Mix in a few middlemen getting paid between each transaction and you can see how every dime of potential profit is extracted from the system. Simply put, this is the definition of an un-virtuous cycle. The conacre system has to exist because everyone is poor, but everyone is poor because of the conacre system.

CAPITAL
In economics, nothing exists in a vacuum. Capital investment effects housing, which effects capital investment and vice versa. Simply put, there was virtually no capital investment in Ireland, only capital extraction. Given that two thirds of Irish landlords lived in Britain, there was no incentive to reinvest profits in capital improvements, roads, or the industrialization of Ireland. Ireland was seen as a place to be used for cheap labor and raw materials, not a UK territory that was worth investing in. Instead of money going into the local economy, it was virtually all extracted via rents and sent back to England to fund British lifestyles.
MORAL HAZARD
In economics, moral hazard occurs when a party has an incentive to take more risks because they don’t have to bear the full cost of those risks. In the context of the famine, the idea was that if the British gave the Irish government aide they would be incentivized to be lazy. The fear of moral hazard and the belief in the magical powers of the “invisible hand” of the free market led to the “too little, too late” response from the British government.
At the height of the famine, the British finally began importing grain (mostly from the US) to Ireland, but still insisted the the Irish people had to buy it rather than have it handed to them. If people had no money, they would be put to work in order to pay for their food. That’s right, people on the brink of starvation were doing hard labor, because…free market. In some cases, Irish would have their land seized in order to pay for their food.
An economy that is only allowed to produce the bear minimum needed to survive, a lack of capital investment, and the blind allegiance to the free market created a house of cards. Ready to be toppled by the slightest gust. In this case the gust came in the form of a bacteria from an ocean away. This wasn’t merely an economic disaster, it was a complete unravelling of the social fabric of Irish society. 25% of the Irish population was lost to either death or emigration. To this day, Irish people flee their home country in the event of an economic crisis. It happened most recently in 2008 when the standard Irish emigration numbers tripled. The scars of the famine live on.

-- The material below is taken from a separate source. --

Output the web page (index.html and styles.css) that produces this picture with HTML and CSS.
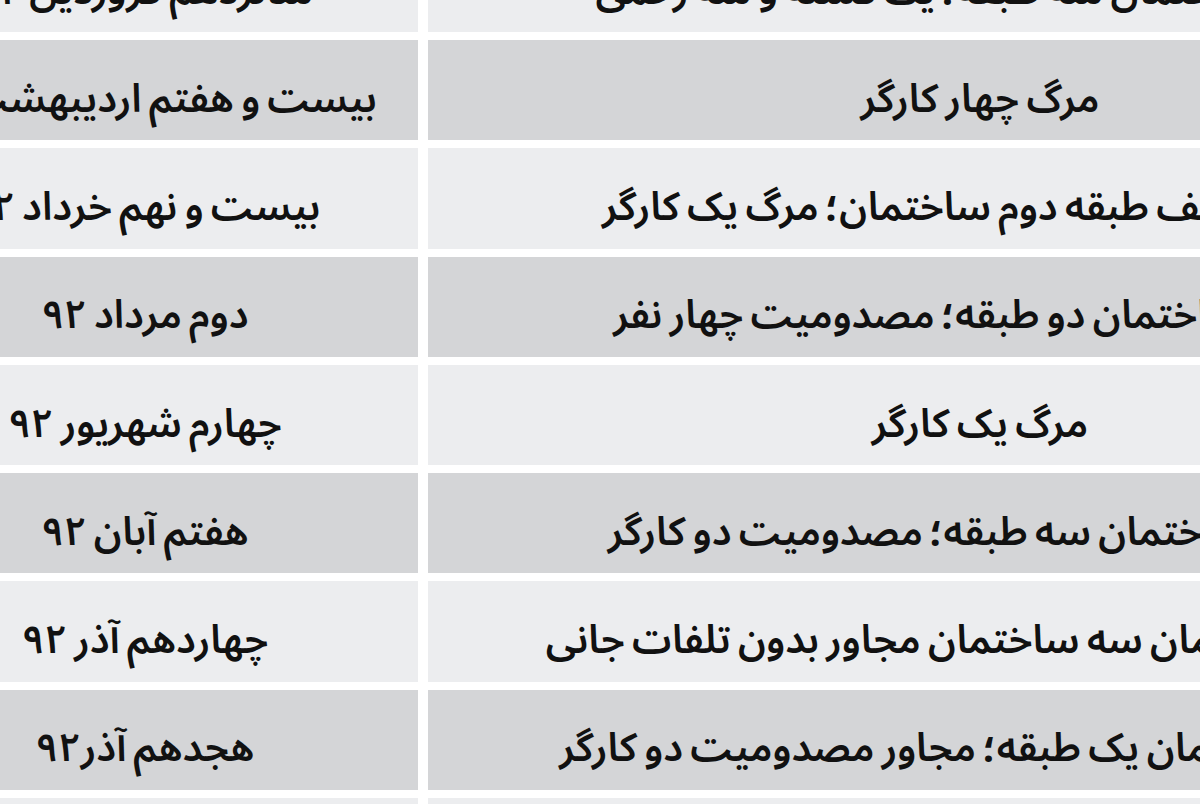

To tell the story of the famine as an act of god and a nasty bacteria is a grave injustice. This was a human story. I’m a big believer in capitalism and the power of free markets, but there are limits. What responsibility does a nation have to it’s subjects to provide a social safety net? To see it’s people as citizens rather than a means to extract wealth? I’ll let you decide that one.
I recognize the political cartoon, made my students analyze it. The conacre system sounds a lot like sharecropping. There has to be some balance between unrestrained capitalism and government regulation.